Women & Gender in Islam

This course will examine a range of ways in which Islam has constructed women -- and women have constructed Islam. We will study concepts of gender as they are reflected in classical Islamic texts, as well as different aspects of the social, economic, political, and ritual lives of women in various Islamic societies.

Feminist Health Politics

Health is about bodies, selves and politics. We will explore a series of health topics from feminist perspectives. How do gender, sexuality, class, disability, and age influence the ways in which one perceives and experiences health and the access one has to health information and health care? Are heteronormativity, cissexism, or one's place of living related to one's health status or one's health risk?

Rethinking AIDS

Many aspects of COVID-19 have their roots in the 1980s AIDS epidemic -- politically, scientifically, culturally.

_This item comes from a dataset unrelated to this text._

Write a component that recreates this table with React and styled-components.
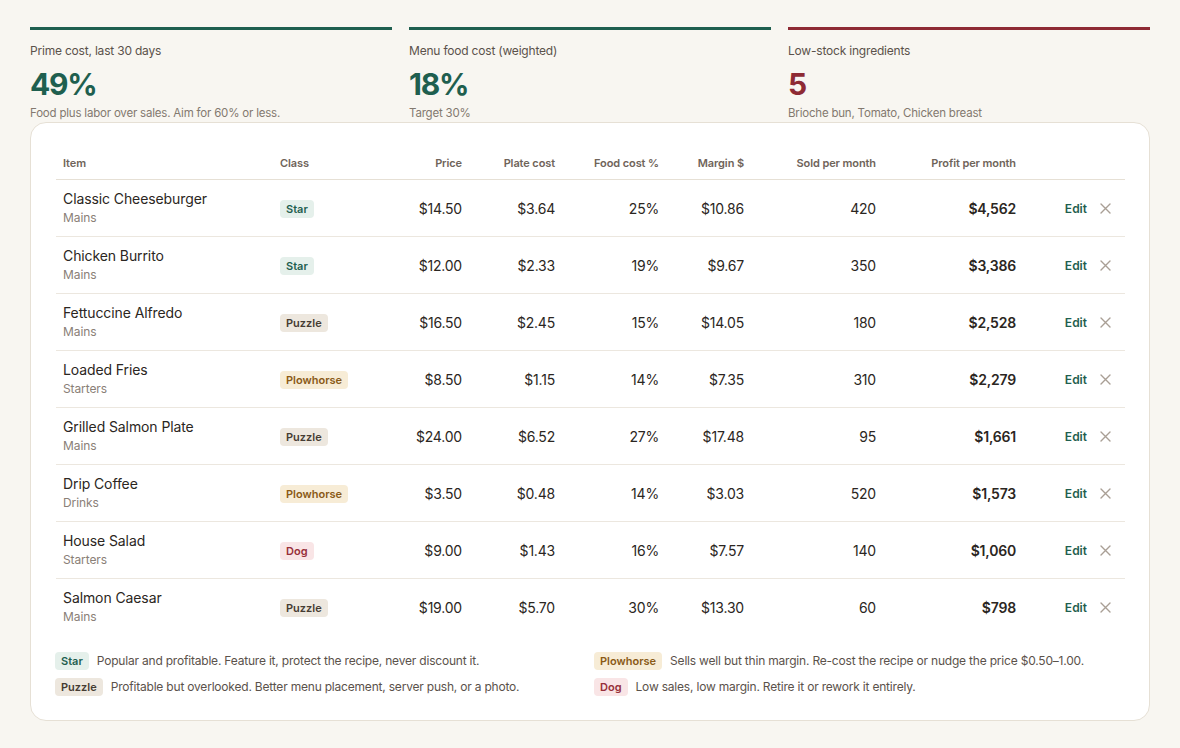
import React from "react";
import styled, { createGlobalStyle } from "styled-components";

const GlobalStyle = createGlobalStyle`
  body {
    margin: 0;
    background: #f8f6f1;
    font-family: Inter, "Noto Sans", Arial, sans-serif;
    color: #2b2622;
  }
`;

const stats = [
  { label: "Prime cost, last 30 days", value: "49%", note: "Food plus labor over sales. Aim for 60% or less.", tone: "green" },
  { label: "Menu food cost (weighted)", value: "18%", note: "Target 30%", tone: "green" },
  { label: "Low-stock ingredients", value: "5", note: "Brioche bun, Tomato, Chicken breast", tone: "red" },
];

const items = [
  { name: "Classic Cheeseburger", cat: "Mains", cls: "Star", price: "$14.50", plate: "$3.64", pct: "25%", margin: "$10.86", sold: 420, profit: "$4,562" },
  { name: "Chicken Burrito", cat: "Mains", cls: "Star", price: "$12.00", plate: "$2.33", pct: "19%", margin: "$9.67", sold: 350, profit: "$3,386" },
  { name: "Fettuccine Alfredo", cat: "Mains", cls: "Puzzle", price: "$16.50", plate: "$2.45", pct: "15%", margin: "$14.05", sold: 180, profit: "$2,528" },
  { name: "Loaded Fries", cat: "Starters", cls: "Plowhorse", price: "$8.50", plate: "$1.15", pct: "14%", margin: "$7.35", sold: 310, profit: "$2,279" },
  { name: "Grilled Salmon Plate", cat: "Mains", cls: "Puzzle", price: "$24.00", plate: "$6.52", pct: "27%", margin: "$17.48", sold: 95, profit: "$1,661" },
  { name: "Drip Coffee", cat: "Drinks", cls: "Plowhorse", price: "$3.50", plate: "$0.48", pct: "14%", margin: "$3.03", sold: 520, profit: "$1,573" },
  { name: "House Salad", cat: "Starters", cls: "Dog", price: "$9.00", plate: "$1.43", pct: "16%", margin: "$7.57", sold: 140, profit: "$1,060" },
  { name: "Salmon Caesar", cat: "Mains", cls: "Puzzle", price: "$19.00", plate: "$5.70", pct: "30%", margin: "$13.30", sold: 60, profit: "$798" },
];

const legend = [
  { cls: "Star", text: "Popular and profitable. Feature it, protect the recipe, never discount it." },
  { cls: "Plowhorse", text: "Sells well but thin margin. Re-cost the recipe or nudge the price $0.50–1.00." },
  { cls: "Puzzle", text: "Profitable but overlooked. Better menu placement, server push, or a photo." },
  { cls: "Dog", text: "Low sales, low margin. Retire it or rework it entirely." },
];

const toneColor = { green: "#1f5f4f", red: "#8e2a34" };

const badgeColors = {
  Star: { bg: "#e5f0eb", fg: "#1f5f4f" },
  Puzzle: { bg: "#ede7de", fg: "#463c33" },
  Plowhorse: { bg: "#f7ecd6", fg: "#8a5a16" },
  Dog: { bg: "#f9e5e6", fg: "#97303a" },
};

const Page = styled.div`
  padding: 27px 30px 28px;
`;

const StatRow = styled.div`
  display: grid;
  grid-template-columns: repeat(3, 1fr);
  gap: 17px;
`;

const Stat = styled.div`
  border-top: 3px solid ${(p) => toneColor[p.$tone]};
  padding-top: 13px;
`;

const StatLabel = styled.div`
  font-size: 12px;
  line-height: 16px;
  letter-spacing: -0.2px;
  color: #5b524b;
`;

const StatValue = styled.div`
  margin-top: 7px;
  font-size: 30px;
  line-height: 36px;
  font-weight: 700;
  letter-spacing: -1.2px;
  color: ${(p) => toneColor[p.$tone]};
`;

const StatNote = styled.div`
  margin-top: 3px;
  font-size: 11.5px;
  line-height: 16px;
  letter-spacing: -0.2px;
  color: #83796f;
`;

const Card = styled.div`
  margin-top: 1px;
  background: #fff;
  border: 1px solid #e6e0d5;
  border-radius: 16px;
  padding: 24px 24px 24px 25px;
`;

const cols = "1fr 100px 96px 93px 104px 85px 132px 140px 102px";

const HeadRow = styled.div`
  display: grid;
  grid-template-columns: ${cols};
  border-bottom: 1px solid #e6e0d5;
`;

const HeadCell = styled.div`
  padding: 8px 7px;
  font-size: 11px;
  line-height: 16px;
  font-weight: 600;
  letter-spacing: -0.1px;
  color: #6f645a;
  text-align: ${(p) => (p.$right ? "right" : "left")};
`;

const Body = styled.div``;

const Row = styled.div`
  display: grid;
  grid-template-columns: ${cols};
  align-items: center;
  height: 56px;
  border-bottom: 1px solid #ece7df;
  &:last-child {
    border-bottom: none;
  }
`;

const Cell = styled.div`
  padding: 0 7px;
  font-size: 14px;
  letter-spacing: -0.2px;
  color: #2b2622;
  text-align: ${(p) => (p.$right ? "right" : "left")};
  font-weight: ${(p) => (p.$bold ? 600 : 400)};
`;

const ItemName = styled.div`
  font-size: 14px;
  line-height: 18px;
  letter-spacing: -0.1px;
  color: #2b2622;
`;

const ItemCat = styled.div`
  margin-top: 2px;
  font-size: 12px;
  line-height: 16px;
  letter-spacing: -0.1px;
  color: #8a8077;
`;

const Badge = styled.span`
  display: inline-block;
  padding: 2px 6px;
  border-radius: 4px;
  font-size: 11px;
  line-height: 14px;
  font-weight: 600;
  letter-spacing: 0;
  background: ${(p) => badgeColors[p.$cls].bg};
  color: ${(p) => badgeColors[p.$cls].fg};
`;

const Actions = styled.div`
  display: flex;
  justify-content: flex-end;
  align-items: center;
  gap: 13px;
  padding: 0 14px 0 7px;
`;

const EditButton = styled.button`
  border: none;
  background: none;
  padding: 0;
  font: inherit;
  font-size: 12px;
  font-weight: 600;
  color: #1f5f4f;
  cursor: pointer;
`;

const RemoveButton = styled.button`
  border: none;
  background: none;
  padding: 0;
  display: flex;
  cursor: pointer;
`;

const Legend = styled.div`
  margin-top: 17px;
  display: grid;
  grid-template-columns: 1fr 1fr;
  column-gap: 8px;
  row-gap: 8px;
  margin-left: -1px;
`;

const LegendItem = styled.div`
  display: flex;
  align-items: center;
  gap: 8px;
  font-size: 12px;
  line-height: 18px;
  letter-spacing: -0.2px;
  color: #5b524b;
`;

const Cross = () => (
  <svg width="11" height="11" viewBox="0 0 11 11">
    <path d="M1 1 L10 10 M10 1 L1 10" stroke="#a99f95" strokeWidth="1.4" strokeLinecap="round" />
  </svg>
);

export default function App() {
  return (
    <Page>
      <GlobalStyle />
      <StatRow>
        {stats.map((s) => (
          <Stat key={s.label} $tone={s.tone}>
            <StatLabel>{s.label}</StatLabel>
            <StatValue $tone={s.tone}>{s.value}</StatValue>
            <StatNote>{s.note}</StatNote>
          </Stat>
        ))}
      </StatRow>

      <Card>
        <HeadRow>
          <HeadCell>Item</HeadCell>
          <HeadCell>Class</HeadCell>
          <HeadCell $right>Price</HeadCell>
          <HeadCell $right>Plate cost</HeadCell>
          <HeadCell $right>Food cost %</HeadCell>
          <HeadCell $right>Margin $</HeadCell>
          <HeadCell $right>Sold per month</HeadCell>
          <HeadCell $right>Profit per month</HeadCell>
          <HeadCell />
        </HeadRow>
        <Body>
          {items.map((it) => (
            <Row key={it.name}>
              <Cell>
                <ItemName>{it.name}</ItemName>
                <ItemCat>{it.cat}</ItemCat>
              </Cell>
              <Cell>
                <Badge $cls={it.cls}>{it.cls}</Badge>
              </Cell>
              <Cell $right>{it.price}</Cell>
              <Cell $right>{it.plate}</Cell>
              <Cell $right>{it.pct}</Cell>
              <Cell $right>{it.margin}</Cell>
              <Cell $right>{it.sold}</Cell>
              <Cell $right $bold>{it.profit}</Cell>
              <Actions>
                <EditButton>Edit</EditButton>
                <RemoveButton aria-label="Remove">
                  <Cross />
                </RemoveButton>
              </Actions>
            </Row>
          ))}
        </Body>
        <Legend>
          {legend.map((l) => (
            <LegendItem key={l.cls}>
              <Badge $cls={l.cls}>{l.cls}</Badge>
              {l.text}
            </LegendItem>
          ))}
        </Legend>
      </Card>
    </Page>
  );
}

A careful reexamination of the mainstream narrative of the HIV/AIDS phenomenon and the history from which it emerged is therefore urgent. The course will focus on the unprecedented scientific narratives around HIV and AIDS, as well as their continuation into present-day Africa, on the backdrop of advances in immunology, virology, and genetics.

Race, Gender & Sexual Aesthet

Reading across a spectrum of disciplinary focuses (e.g. philosophies of aesthetics, post-structural feminisms, Black cultural studies, and queer of color critique) this course asks the question what is the nature of aesthetics when it negotiates modes of difference? This course explores the history and debates on aesthetics as it relates to race, gender, and sexuality with particular emphasis on Black diaspora theory and cultural production.

The Story of the Stone

A seminar on the eighteenth-century Chinese masterpiece The Story of the Stone and selected literary criticism in response to this work. Discussions will focus on love, gender-crossing, and women's supremacy and the paradoxical treatments of these themes in the novel. We will explore multiple aspects of these themes, including the sociopolitical, philosophical, and literary milieus of eighteenth-century China. We will also examine this novel in its relation to Chinese literary tradition in general and the generic conventions of premodern Chinese vernacular fiction in particular.

The Queer Early Modern

This course combines early modern texts with various related secondary readings that will enable students to better understand the way that sexuality-both normative and nonnormative-was portrayed and interpreted in Renaissance literature. As we progress through the course, we will discuss what defines queer history and histories of sexuality, how the history of sexuality in the past informs the present, and, ultimately, the ways in which we can use early modern literature to better understand ourselves today.

Body/Gender in Religious Trad

Do bodies matter in religious traditions? Whose bodies matter? How do they matter? By studying religious body ideals and practices, we examine the possibilities and problems different kinds of bodies have posed in religious traditions. Topics include religious diet, exercise, and dress; monasticism, celibacy, and sexuality; healing rituals, and slavery and violence. We pay special attention to contemporary challenges to problematic body ideals and practices coming from feminist, disability, postcolonial, queer, and trans theorists and activists.

Black Sexual Economies

At once viewed as a dysfunction of normative ideas about sexuality, the family, and the nation, Black sexualities are intimately linked to and regulated by political and socioeconomic discourses. Slavery studies scholars remind us of how it has proven foundational for modern notions of race and sex by making explicit links between labor and exploitation.

Intro to Study of Literature

This course examines various strategies of literary representation through a variety of genres, including such traditional literary forms as the novel, lyric poetry, drama, and autobiography, as well as other cultural forms, such as film. Particular attention is given to student writing; students are expected to write a variety of short essays on selected topics. Though the themes of specific sections may vary, all sections seek to introduce students to the terminology of literary and cultural discourse.

Intro to Study of Literature

This course examines various strategies of literary representation through a variety of genres, including such traditional literary forms as the novel, lyric poetry, drama, and autobiography, as well as other cultural forms, such as film. Particular attention is given to student writing; students are expected to write a variety of short essays on selected topics. Though the themes of specific sections may vary, all sections seek to introduce students to the terminology of literary and cultural discourse.